Generally speaking, CCDC has focused on standard contract documents to date, rather than standard bid documents,” notes Devries. “The whole public bid process is fairly complex. It is well worth their time. It would be very worthwhile to have a set of industry guidelines for owners and others.”
The industry is undergoing rapid change and contracts are straining to keep up. Standard documents help keep everyone on the same page and still focus on what makes each project different. Regardless of the contract model, the stakeholders should work together effectively and transparently with equitable contracts.
Sidebar: Rule by consensus
The CCDC, operating under the auspices of the Construction Industry Consultative Committee (CICC), has no real international peers. Since its foundation in 1974, it has generated a couple of dozen standard documents that are reviewed for utility approximately every five years. Besides standard contracts, the group also publishes guideline documents.
The committee comprises a spectrum of stakeholders, including: owners, architects (RAIC), engineers (Association of Consulting Engineering Companies—Canada Specifiers (Construction Specifications Canada) and construction contractors (CCA)).
“We have all the disciplines plus the owners at the table in a non-confrontational environment, trying to work out a risk-balanced approach to contracts… That is unique,” says Strachan.
The group also attempts to maintain contact with local industry through a series of symposia around its revisions.

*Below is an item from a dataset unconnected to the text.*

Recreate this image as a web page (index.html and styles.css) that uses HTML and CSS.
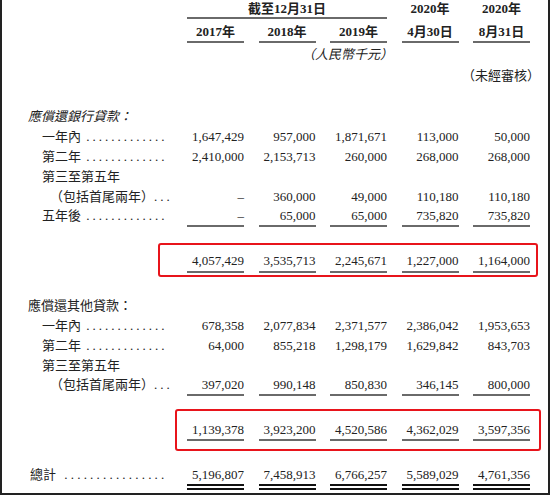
FILE: index.html
```html
<!DOCTYPE html>
<html lang="zh-Hant">
<head>
<meta charset="utf-8">
<link rel="stylesheet" href="styles.css">
</head>
<body>
<div class="page">
  <div class="row hdr1">
    <div class="head span-3 ruled">截至12月31日</div>
    <div class="head c5">2020年</div>
    <div class="head c6">2020年</div>
  </div>
  <div class="row hdr2">
    <div class="head c2 ruled">2017年</div>
    <div class="head c3 ruled">2018年</div>
    <div class="head c4 ruled">2019年</div>
    <div class="head c5 ruled">4月30日</div>
    <div class="head c6 ruled">8月31日</div>
  </div>
  <div class="row unit">
    <div class="note">（人民幣千元）</div>
  </div>
  <div class="row unaudited">
    <div class="note2">（未經審核）</div>
  </div>

  <div class="row sec">
    <div class="label lv0 italic">應償還銀行貸款：</div>
  </div>
  <div class="row item">
    <div class="label lv1"><span>一年內</span><span class="lead">.............</span></div>
    <div class="num">1,647,429</div><div class="num">957,000</div><div class="num">1,871,671</div><div class="num">113,000</div><div class="num">50,000</div>
  </div>
  <div class="row item">
    <div class="label lv1"><span>第二年</span><span class="lead">.............</span></div>
    <div class="num">2,410,000</div><div class="num">2,153,713</div><div class="num">260,000</div><div class="num">268,000</div><div class="num">268,000</div>
  </div>
  <div class="row item">
    <div class="label lv1"><span>第三至第五年</span></div>
  </div>
  <div class="row item">
    <div class="label lv2"><span>（包括首尾兩年）</span><span class="lead">...</span></div>
    <div class="num">–</div><div class="num">360,000</div><div class="num">49,000</div><div class="num">110,180</div><div class="num">110,180</div>
  </div>
  <div class="row item last">
    <div class="label lv1"><span>五年後</span><span class="lead">.............</span></div>
    <div class="num ul">–</div><div class="num ul">65,000</div><div class="num ul">65,000</div><div class="num ul">735,820</div><div class="num ul">735,820</div>
  </div>
  <div class="row total t1">
    <div class="label"></div>
    <div class="num ul">4,057,429</div><div class="num ul">3,535,713</div><div class="num ul">2,245,671</div><div class="num ul">1,227,000</div><div class="num ul">1,164,000</div>
  </div>

  <div class="row sec sec2">
    <div class="label lv0">應償還其他貸款：</div>
  </div>
  <div class="row item">
    <div class="label lv1"><span>一年內</span><span class="lead">.............</span></div>
    <div class="num">678,358</div><div class="num">2,077,834</div><div class="num">2,371,577</div><div class="num">2,386,042</div><div class="num">1,953,653</div>
  </div>
  <div class="row item">
    <div class="label lv1"><span>第二年</span><span class="lead">.............</span></div>
    <div class="num">64,000</div><div class="num">855,218</div><div class="num">1,298,179</div><div class="num">1,629,842</div><div class="num">843,703</div>
  </div>
  <div class="row item">
    <div class="label lv1"><span>第三至第五年</span></div>
  </div>
  <div class="row item last">
    <div class="label lv2"><span>（包括首尾兩年）</span><span class="lead">...</span></div>
    <div class="num ul">397,020</div><div class="num ul">990,148</div><div class="num ul">850,830</div><div class="num ul">346,145</div><div class="num ul">800,000</div>
  </div>
  <div class="row total t2">
    <div class="label"></div>
    <div class="num ul">1,139,378</div><div class="num ul">3,923,200</div><div class="num ul">4,520,586</div><div class="num ul">4,362,029</div><div class="num ul">3,597,356</div>
  </div>

  <div class="row grand">
    <div class="label lvg"><span>總計</span><span class="lead wide">................</span></div>
    <div class="num dbl">5,196,807</div><div class="num dbl">7,458,913</div><div class="num dbl">6,766,257</div><div class="num dbl">5,589,029</div><div class="num dbl">4,761,356</div>
  </div>
</div>
</body>
</html>
```

FILE: styles.css
```css
html, body {
  margin: 0;
  padding: 0;
  background: #ffffff;
  overflow: hidden;
}

.page {
  box-sizing: border-box;
  width: 550px;
  height: 495px;
  border-left: 2px solid #222;
  border-right: 2px solid #222;
  border-bottom: 2px solid #222;
  font-family: "Liberation Serif", "Noto Sans CJK TC", serif;
  font-size: 13px;
  color: #222;
}

.row {
  display: grid;
  grid-template-columns: 170.5px repeat(5, 57px);
  column-gap: 14.5px;
  position: relative;
}

.head {
  font-weight: bold;
  text-align: center;
  white-space: nowrap;
}

.ruled { border-bottom: 2px solid #6a6a6a; }

.c2 { grid-column: 2; }
.c3 { grid-column: 3; }
.c4 { grid-column: 4; }
.c5 { grid-column: 5; }
.c6 { grid-column: 6; }
.span-3 { grid-column: 2 / 5; }

.hdr1 { line-height: 17px; }
.hdr2 { line-height: 18px; padding-top: 4px; }

.unit { line-height: 24px; }
.unaudited { line-height: 18px; }

.note {
  grid-column: 2 / 5;
  text-align: right;
  font-style: italic;
  white-space: nowrap;
  margin-right: -6px;
}

.note2 {
  grid-column: 5 / 7;
  text-align: right;
  white-space: nowrap;
  margin-right: -10px;
}

.sec { line-height: 20px; padding-top: 22px; }
.sec2 { padding-top: 23px; }
.item { line-height: 20px; }
.item.last { line-height: 18px; }

.label {
  grid-column: 1;
  display: flex;
  justify-content: space-between;
  white-space: nowrap;
  padding-right: 5px;
}

.lv0 { padding-left: 26px; }
.lv1 { padding-left: 40px; }
.lv2 { padding-left: 48px; }
.lvg { padding-left: 28px; }

.italic { font-style: italic; }

.lead {
  letter-spacing: 3px;
}

.lead.wide { letter-spacing: 3.2px; }

.num {
  text-align: right;
  white-space: nowrap;
}

.ul { border-bottom: 2px solid #6a6a6a; }

.total { line-height: 20px; padding-top: 24px; }
.t2 { line-height: 18px; padding-top: 25px; }

.total::after {
  content: "";
  position: absolute;
  box-sizing: border-box;
  border: 2px solid #e8141b;
  border-radius: 3px;
}

.t1::after { left: 156px; top: 16px; width: 380px; height: 34px; }
.t2::after { left: 173px; top: 13px; width: 366px; height: 42px; }

.grand { line-height: 19px; padding-top: 24px; }

.dbl { border-bottom: 6px double #111; }
```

A common misconception is that CCDC is biased toward contractors. “There are four contractor members on the committee, out of 14 people who make decisions,” notes Strachan. “All decisions are by consensus, so four people would have to convince 10 people.”
“We work pretty well with absolute consensus,” notes Brown. All the stakeholders have to be satisfied with the document. “That’s one of the reasons why it does take some time to get a document out,” he notes.